Analysts were left puzzled by the decision to stop gas exports to Iran as it left Turkmenistan with China as its only gas export customer. Iran has throughout this year stressed that it is prepared to take Turkmenistan before international arbitrators. Ashgabat has responded with similar threats, but has also claimed that it plans to maintain supplies to Iran at 7bcm in 2017, unchanged from 2016. This did not stop Iran from rejecting Turkmenistan’s proposed gas-swap deal to get Turkmen gas to Turkey and Iraq, although it has relented enough to allow gas swap arrangements involving supplies for Azerbaijan and Armenia.

As Turkmenistan finds itself in a desperate bind largely of its own making, while Iran may be facing a risk of losing influence in Central Asia to its Middle Eastern rivals, Uzbekistan may be in a position to serve as the voice of reason in the Iranians' rows across the region.

No trust issues were brought up during the Uzbek delegation's visit to Iran, even if Uzbekistan could easily find grounds for staying guarded. Though it was at the time closer to Tajikistan, in 2010 Iran interfered on behalf of the Tajiks during a Tajik-Uzbek railroad dispute by warning it would halt all Uzbek freight that passed through Iran.

A May article in The Diplomat cited a US ambassador to Tajikistan indicating a likelihood of Iran wanting to build a “Persian axis” along with Afghanistan and Tajikistan.
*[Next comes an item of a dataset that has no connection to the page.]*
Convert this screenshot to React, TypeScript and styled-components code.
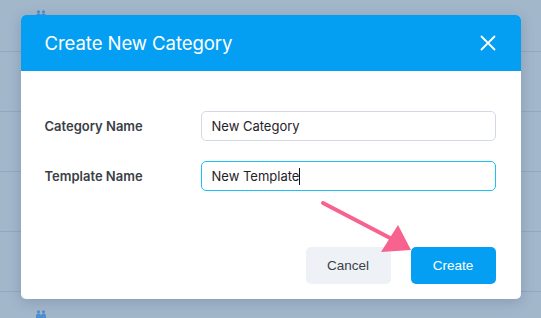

If true, Iran’s choice would imply a preference for more distant relations with countries like Uzbekistan, where, since the country’s independence, the Tajik minority’s identity has been publically suppressed.

But alignments in Central Asian politics appear to have changed unrecognisably within the past year and reformist Mirziyoyev may end up becoming the missing piece of the Iran-Central Asia jigsaw of alliances.